Exploring the Effects of Aggregation Choices on Untrained Visualization Users’ Generalizations from Data

Francis Nguyen, Xiaoli Qiao, Jeffrey Heer, Jessica Hullman

Computer Graphics Forum 2020

EDA_insights_image

Examples of stimuli used in Experiment 1 and Experiment 2. Shown are disaggregated data with mean (left) and mean aggregated data (right) for Experiment 1 (n=1000, left column) and Experiment 2 (n=50, right column). Disaggregated data stimuli simply have the mean mark in red removed for each chart. Each row depicts the data-type combination: univariate (top), one quantitative and one categorical attribute (middle), and two quantitative attributes (bottom).

Abstract

Visualization system designers must decide whether and how to aggregate data by default.
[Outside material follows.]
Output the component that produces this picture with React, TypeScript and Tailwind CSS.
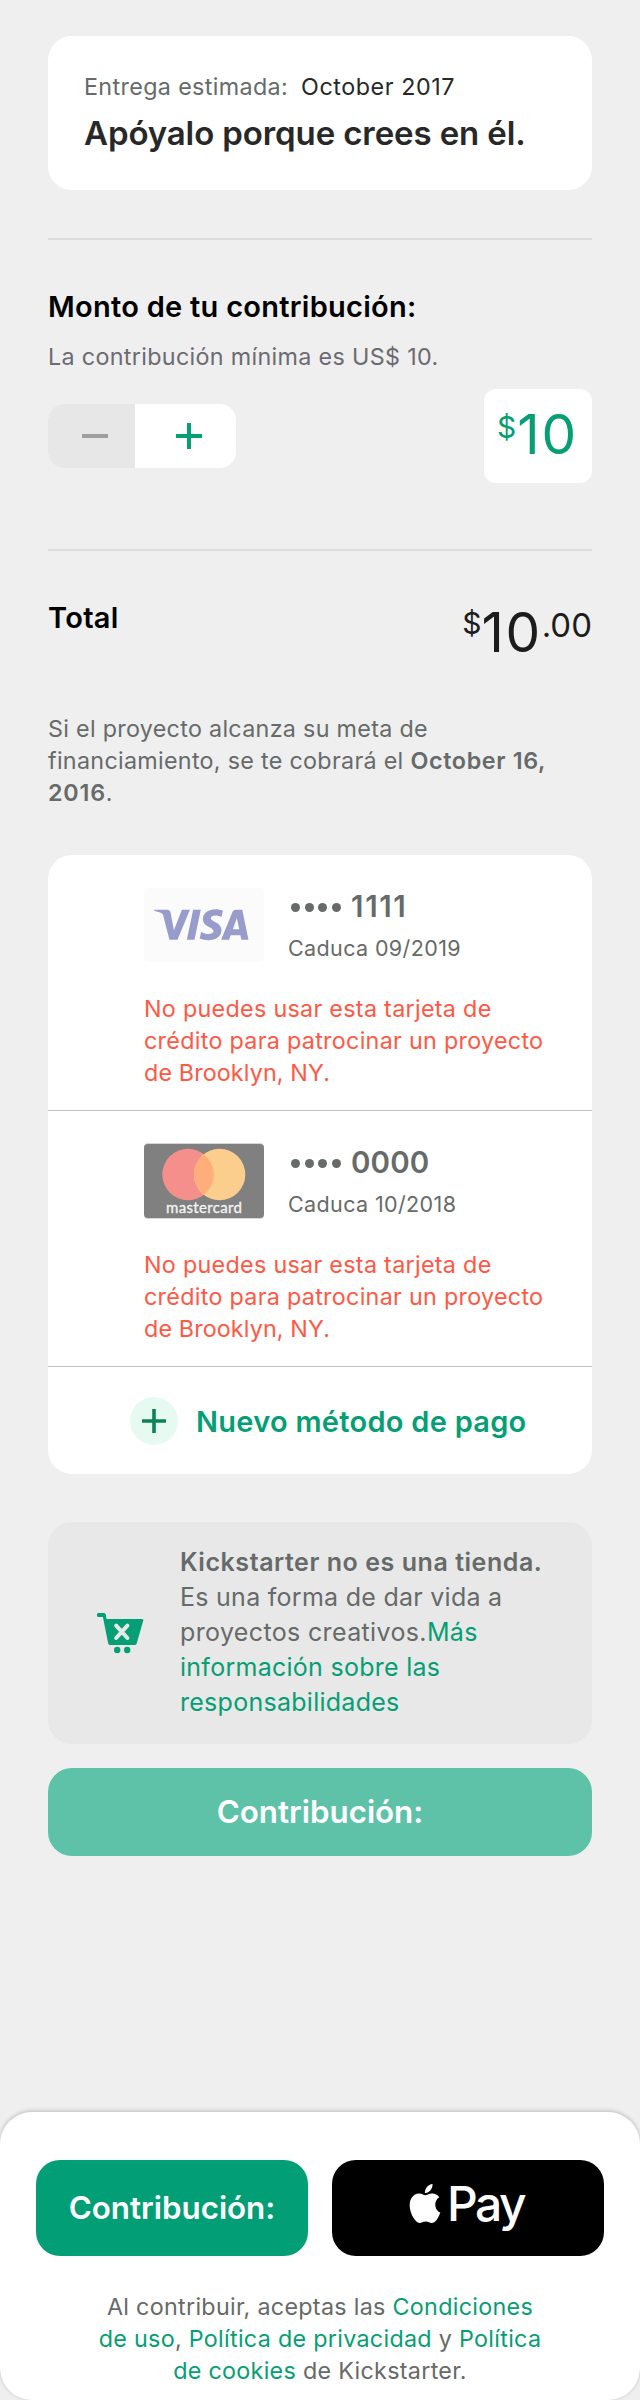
import type { ReactNode } from "react";

function Divider({ className }: { className: string }) {
  return <div className={`h-[2px] shrink-0 bg-[#dcdcdc] ${className}`} />;
}

function Line({ className = "", children }: { className?: string; children: ReactNode }) {
  return <span className={`block w-max whitespace-pre ${className}`}>{children}</span>;
}

function VisaLogo() {
  return (
    <svg width="120" height="74" viewBox="0 0 120 74" className="shrink-0">
      <rect width="120" height="74" rx="4" fill="#fbfbfb" />
      <g transform="translate(10 21.3) scale(0.0945 0.0955)" fill="#979ccb">
        <path d="M651.19 0.5c-70.93 0-134.32 36.77-134.32 104.69 0 77.9 112.42 83.28 112.42 122.42 0 16.48-18.88 31.23-51.14 31.23-45.77 0-79.98-20.61-79.98-20.61l-14.64 68.55s39.41 17.41 91.73 17.41c77.55 0 138.58-38.57 138.58-107.66 0-82.32-112.89-87.54-112.89-123.86 0-12.91 15.5-27.05 47.66-27.05 36.29 0 65.89 14.99 65.89 14.99l14.33-66.2S696.61 0.5 651.19 0.5zM2.22 5.5L0.5 15.49s29.84 5.46 56.72 16.36c34.61 12.49 37.07 19.77 42.9 42.35l63.51 244.83h85.14L379.93 5.5h-84.94L210.7 218.7l-34.4-180.72c-3.15-20.68-19.13-32.48-38.68-32.48H2.22zm411.87 0l-66.63 313.53h81L494.85 5.5h-80.76zm451.76 0c-19.53 0-29.88 10.46-37.47 28.73L709.7 319.03h84.94l16.43-47.47h103.48l9.99 47.47h74.95L934.12 5.5h-68.27zm11.05 84.71l25.18 117.65h-67.45l42.27-117.65z" />
      </g>
    </svg>
  );
}

function MastercardLogo() {
  return (
    <svg width="120" height="76" viewBox="0 0 120 76" className="-my-px shrink-0">
      <rect width="120" height="76" rx="4" fill="#d6d6d6" />
      <rect y="1" width="120" height="74" rx="4" fill="#808080" />
      <circle cx="44" cy="31.5" r="25.7" fill="#f58f8b" />
      <circle cx="75.6" cy="31.5" r="25.7" fill="#fbce8e" />
      <path d="M59.8 11.2a25.7 25.7 0 0 1 0 40.6a25.7 25.7 0 0 1 0-40.6z" fill="#ffad7b" />
      <text
        x="60"
        y="70.3"
        textAnchor="middle"
        fill="#f4f4f4"
        stroke="#f4f4f4"
        strokeWidth="0.3"
        fontFamily="Lato, sans-serif"
        fontSize="15"
        textLength="76"
      >
        mastercard
      </text>
    </svg>
  );
}

function PaymentMethod({ logo, digits, digitsClass, expires }: { logo: ReactNode; digits: string; digitsClass: string; expires: string }) {
  return (
    <div className="h-[256px] border-b border-[#c4c4c4] pl-24 pt-[33px]">
      <div className="flex h-[74px] gap-[25px]">
        {logo}
        <div className="text-[#666a69]">
          <div className="flex h-9 items-center text-[29.5px] font-semibold leading-9">
            <div className="mr-[10px] mt-[3px] flex gap-[4.7px] pl-[2px]">
              <i className="size-[9px] rounded-full bg-[#666a69]" />
              <i className="size-[9px] rounded-full bg-[#666a69]" />
              <i className="size-[9px] rounded-full bg-[#666a69]" />
              <i className="size-[9px] rounded-full bg-[#666a69]" />
            </div>
            <span className={digitsClass}>{digits}</span>
          </div>
          <Line className="-ml-px mt-[10px] text-[21.5px] leading-7 tracking-[0.38px]">{expires}</Line>
        </div>
      </div>
      <p className="mt-[31px] text-[23.3px] leading-8 tracking-[0.3px] text-[#ff5844]">
        <Line>No puedes usar esta tarjeta de</Line>
        <Line>crédito para patrocinar un proyecto</Line>
        <Line className="tracking-[0.13px]">de Brooklyn, NY.</Line>
      </p>
    </div>
  );
}

function CartIcon() {
  return (
    <svg width="48" height="42" viewBox="0 0 48 42" className="shrink-0">
      <path d="M1.7 0H7Q8.6 0 8.8 1.6L9.5 6H45Q46.6 6 46.2 7.7L39.7 30.4Q39.2 32 37.4 32H13.4Q11.6 32 11.2 30.4L5.9 4H1.7A2 2 0 0 1 1.7 0Z" fill="#069e74" />
      <path d="M19.2 12.6l11.2 12.4m0-12.4l-11.2 12.4" stroke="#e8e8e8" strokeWidth="4" strokeLinecap="round" />
      <circle cx="20.2" cy="37" r="3.2" fill="#069e74" />
      <circle cx="30.2" cy="37" r="3.2" fill="#069e74" />
    </svg>
  );
}

function AppleIcon() {
  return (
    <svg width="32" height="39" viewBox="1.8 0 20.4 24" preserveAspectRatio="none" fill="#fff" className="shrink-0">
      <path d="M12.152 6.896c-.948 0-2.415-1.078-3.96-1.04-2.04.027-3.91 1.183-4.961 3.014-2.117 3.675-.546 9.103 1.519 12.09 1.013 1.454 2.208 3.09 3.792 3.039 1.52-.065 2.09-.987 3.935-.987 1.831 0 2.35.987 3.96.948 1.637-.026 2.676-1.48 3.676-2.948 1.156-1.688 1.636-3.325 1.662-3.415-.039-.013-3.182-1.221-3.22-4.857-.026-3.04 2.48-4.494 2.597-4.559-1.429-2.09-3.623-2.324-4.39-2.376-2-.156-3.675 1.09-4.61 1.09zM15.53 3.83c.843-1.012 1.4-2.427 1.245-3.83-1.207.052-2.662.805-3.532 1.818-.78.896-1.454 2.338-1.273 3.714 1.338.104 2.715-.688 3.559-1.701" />
    </svg>
  );
}

export default function App() {
  return (
    <main className="flex h-[2400px] w-[640px] flex-col overflow-hidden bg-[#efefef] pt-9 font-['Inter',sans-serif] text-[#666a69]">
      <section className="mx-12 h-[154px] shrink-0 rounded-3xl bg-white pl-[36px] pt-[35px]">
        <div className="flex gap-[13px] text-[23.3px] leading-8">
          <Line className="tracking-[0.36px]">Entrega estimada:</Line>
          <Line className="tracking-[0.55px] text-[#282828]">October 2017</Line>
        </div>
        <h1 className="mt-[10px] text-[33px] font-semibold leading-10 tracking-[-0.11px] text-[#282828]">
          <Line>Apóyalo porque crees en él.</Line>
        </h1>
      </section>

      <Divider className="mx-12 mt-12" />

      <section className="mx-12 mt-[49px] shrink-0">
        <h2 className="text-[29px] font-semibold leading-9 tracking-[0.27px] text-black">
          <Line>Monto de tu contribución:</Line>
        </h2>
        <p className="mt-4 text-[23.3px] leading-8 tracking-[0.33px] text-[#6b6b70]">
          <Line>La contribución mínima es US$ 10.</Line>
        </p>
        <div className="mt-4 flex items-center justify-between">
          <div className="flex h-16 w-[188px] overflow-hidden rounded-2xl bg-white">
            <button className="flex w-[87px] items-center bg-[#e7e7e7] pl-[34px]" aria-label="−">
              <span className="h-1 w-[26px] bg-[#9d9f9f]" />
            </button>
            <button className="flex flex-1 items-center pl-[41px]" aria-label="+">
              <svg width="26" height="26" viewBox="0 0 26 26" stroke="#069e74" strokeWidth="4">
                <path d="M13 0V26M0 13H26" />
              </svg>
            </button>
          </div>
          <div className="flex h-[94px] w-[108px] items-start rounded-xl bg-white pl-[13px] text-[#069e74]">
            <span className="mt-[20px] text-[30px] leading-9">$</span>
            <span className="ml-px mt-[12px] text-[55px] leading-[66px] tracking-[2px]">10</span>
          </div>
        </div>
      </section>

      <Divider className="mx-12 mt-[66px]" />

      <section className="mx-12 mt-[49px] flex h-[72px] shrink-0 justify-between">
        <h2 className="text-[29px] font-semibold leading-9 tracking-[0.3px] text-black">Total</h2>
        <div className="flex text-[#1c1c1c]">
          <span className="mt-[5px] text-[30px] leading-9">$</span>
          <span className="-mt-px text-[55px] leading-[66px] tracking-[1.5px]">10</span>
          <span className="mt-[5px] text-[33px] leading-10">.00</span>
        </div>
      </section>

      <p className="mx-12 mt-[41px] shrink-0 text-[23.3px] leading-8 tracking-[0.3px]">
        <Line>Si el proyecto alcanza su meta de</Line>
        <Line>
          financiamiento, se te cobrará el <b className="font-semibold tracking-[0.65px]">October 16,</b>
        </Line>
        <Line>
          <b className="font-semibold tracking-[0.8px]">2016</b>.
        </Line>
      </p>

      <section className="mx-12 mt-[46px] h-[619px] shrink-0 overflow-hidden rounded-3xl bg-white">
        <PaymentMethod logo={<VisaLogo />} digits="1111" digitsClass="tracking-[1.6px]" expires="Caduca 09/2019" />
        <PaymentMethod logo={<MastercardLogo />} digits="0000" digitsClass="tracking-[0.1px]" expires="Caduca 10/2018" />
        <button className="flex h-[107px] items-center pl-[82px] text-[29px] font-semibold leading-9 text-[#069e74]">
          <span className="flex size-12 items-center justify-center rounded-full bg-[#e6faf1]">
            <svg width="24" height="24" viewBox="0 0 24 24" stroke="#0b8259" strokeWidth="3.6">
              <path d="M12 0V24M0 12H24" />
            </svg>
          </span>
          <Line className="ml-[18px] pt-[3px] tracking-[0.27px]">Nuevo método de pago</Line>
        </button>
      </section>

      <section className="mx-12 mt-12 flex h-[222px] shrink-0 rounded-3xl bg-[#e8e8e8] pl-[49px]">
        <div className="mt-[91px] w-[83px]">
          <CartIcon />
        </div>
        <p className="pt-[23px] text-[25px] leading-[35px] tracking-[0.27px]">
          <Line className="font-semibold tracking-[0.55px]">Kickstarter no es una tienda.</Line>
          <Line>Es una forma de dar vida a</Line>
          <Line className="tracking-[0.36px]">
            proyectos creativos.<span className="text-[#069e74]">Más</span>
          </Line>
          <Line className="text-[#069e74]">información sobre las</Line>
          <Line className="text-[#069e74]">responsabilidades</Line>
        </p>
      </section>

      <button className="mx-12 mt-6 flex h-[88px] shrink-0 items-center justify-center rounded-3xl bg-[#5dc2a8] text-[31.3px] font-semibold text-white">
        <Line>Contribución:</Line>
      </button>

      <footer className="mt-[256px] h-72 shrink-0 rounded-[32px] bg-white pt-12 shadow-[0_-1px_4px_rgba(0,0,0,0.22)]">
        <div className="flex gap-6 px-9">
          <button className="flex h-24 w-[272px] items-center justify-center rounded-3xl bg-[#029e76] text-[31.3px] font-semibold text-white">
            <Line>Contribución:</Line>
          </button>
          <button className="flex h-24 w-[272px] rounded-3xl bg-black pl-[77px] pt-6 text-white">
            <AppleIcon />
            <Line className="-mt-[9px] ml-[6px] text-[48px] font-medium leading-[58px] tracking-[-2.6px]">Pay</Line>
          </button>
        </div>
        <p className="mt-[35px] flex flex-col items-center text-[23.3px] leading-8 tracking-[0.3px]">
          <Line>
            Al contribuir, aceptas las <span className="text-[#069e74]">Condiciones</span>
          </Line>
          <Line>
            <span className="text-[#069e74]">de uso</span>, <span className="text-[#069e74]">Política de privacidad</span> y{" "}
            <span className="text-[#069e74]">Política</span>
          </Line>
          <Line>
            <span className="text-[#069e74]">de cookies</span> de Kickstarter.
          </Line>
        </p>
      </footer>
    </main>
  );
}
Aggregating distributional information in a single summary mark like a mean or sum simplifies interpretation, but may lead untrained users to overlook distributional features. We ask, How are the conclusions drawn by untrained visualization users affected by aggregation strategy? We present two controlled experiments comparing generalizations of a population that untrained users made from visualizations that summarized either a 1000 record or 50 record sample with either single mean summary mark, a disaggregated view with one mark per observation, or a view overlaying a mean summary mark atop a disaggregated view. While we observe no reliable effect of aggregation strategy on generalization accuracy at either sample size, users of purely disaggregated views were slightly less confident in their generalizations on average than users whose views show a single mean summary mark, and less likely to engage in dichotomous thinking about effects as either present or absent. Comparing results from 1000 record to 50 record dataset, we see a considerably larger decrease in the number of generalizations produced and reported confidence in generalizations among viewers who saw disaggregated data relative to those who saw only mean summary marks.